When is the colour scrible section going to be made?

SwayStar123 commented 1 year ago

This is amazing.

Will there be model distillation done to reduce inference times?

Is there any work being done on lineart -> lineart? Lineart would be easier to edit and would prove to be a good middle step before going straight to colorization (for the alice method, lineart -> lineart would provide greater control whilst still requiring much less detailed original input)

Ihateyoudattebayo commented 1 year ago

https://mobile.twitter.com/lvminzhang/status/1392143022221975554 @lllyasviel What happened to this version of SEPA? Also, what is the node system for?

My12123 commented 1 year ago

Will the program be available in one language? I would like Style2paints5 to be available in many languages (International languages These include: Englishman Spanish Arabian Russian French Chinese). I am interested in Russian. If yes, what?

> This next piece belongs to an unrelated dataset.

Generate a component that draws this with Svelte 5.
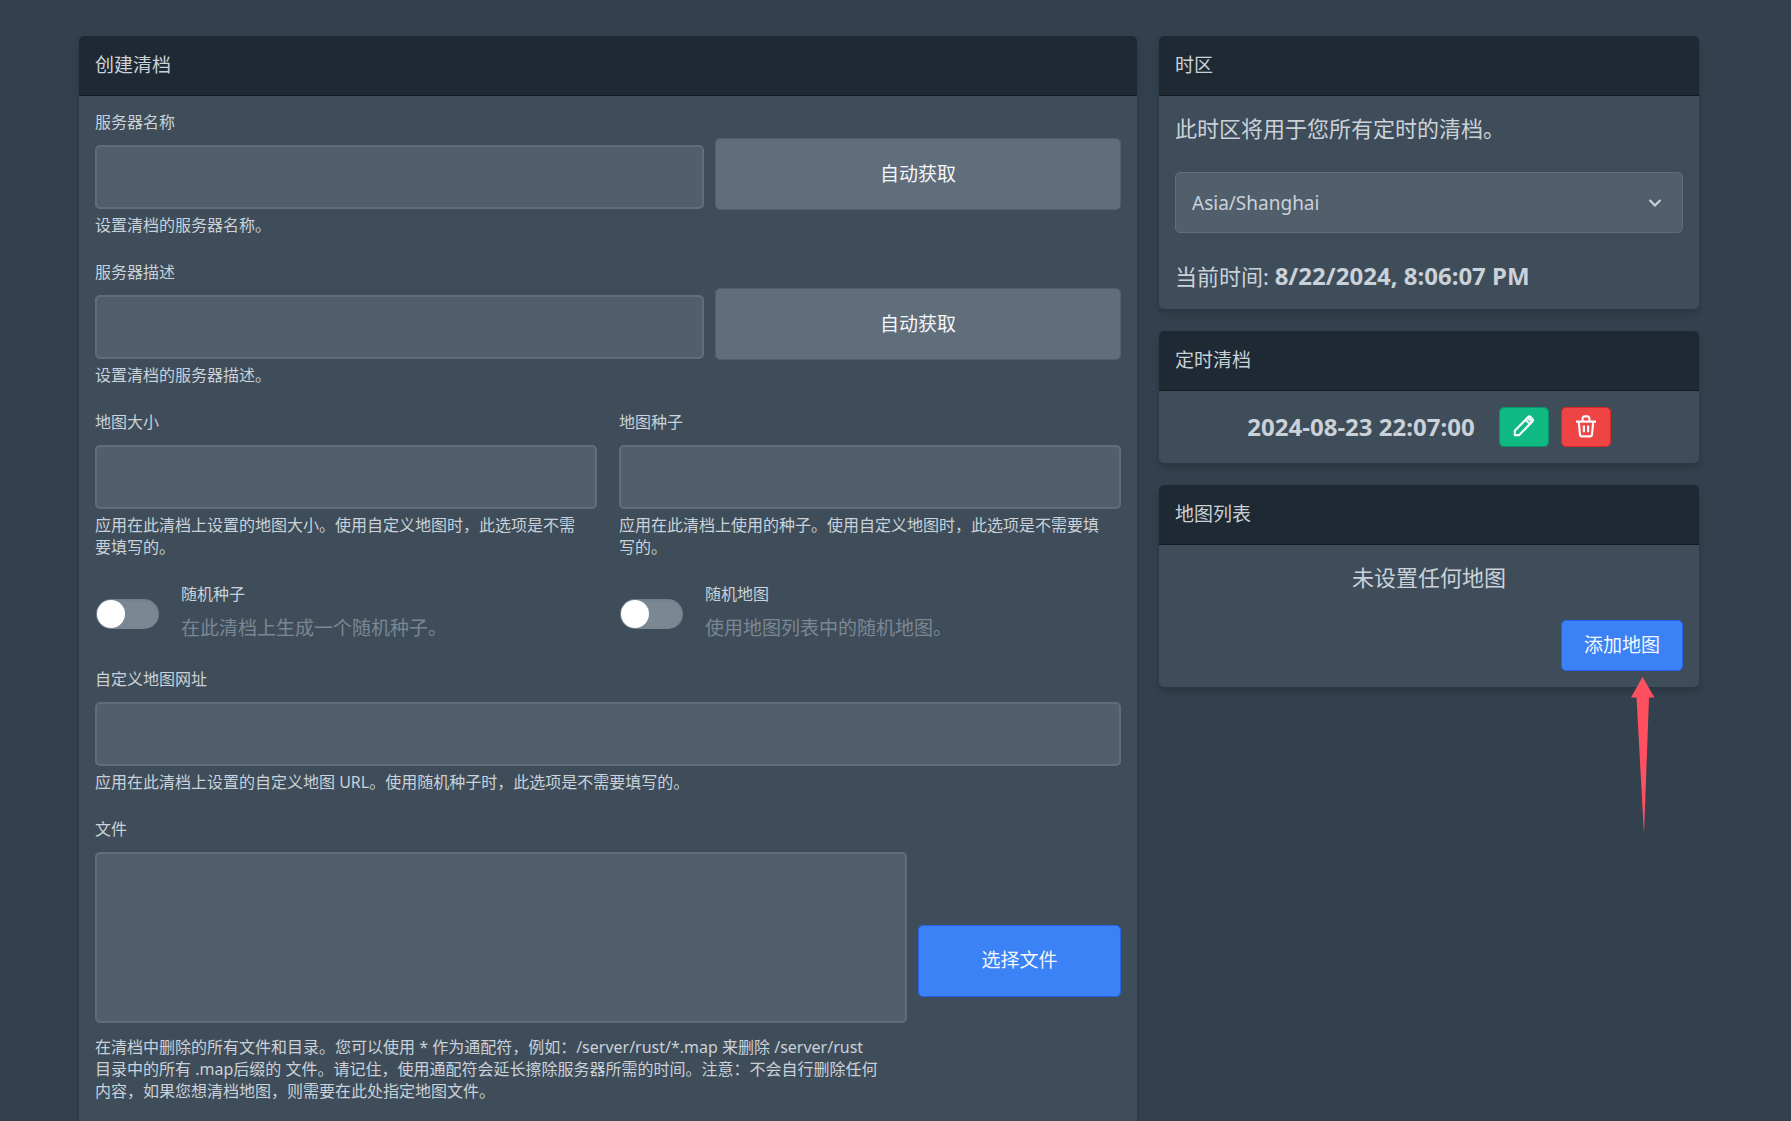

AltoCrat commented 1 year ago

Hi, could I enquire about the acquisition of the dataset? "The training data comes from two domain: 50% are Gwern’s Danbooru dataset (washed by many metrics), and 50% are research materials from Style2Paints Research (collected in 7 years from 2016 to 2023)." I understand that the first dataset from Danbooru comes from Gwern, who appears to have permission to capture the data from the site itself for ML purposes. But I am curious about how the dataset for the research materials from Style2Paints Research was obtained, as I am interested in using the program but would like to avoid using data that could have been obtained without permission. On another note, how possible would it be to train the model using my own drawings as data, on that end, would one really need as much as 1-7M pieces of unique data to train it, or could it be possible to train it with less? And what are the hardware limitations if so? Any information is appreciated, as I am not very confident in my knowledge of AI models.

lllyasviel commented 1 year ago

Because the previous thread is out-of-date and many new previews are released, new thread starts here.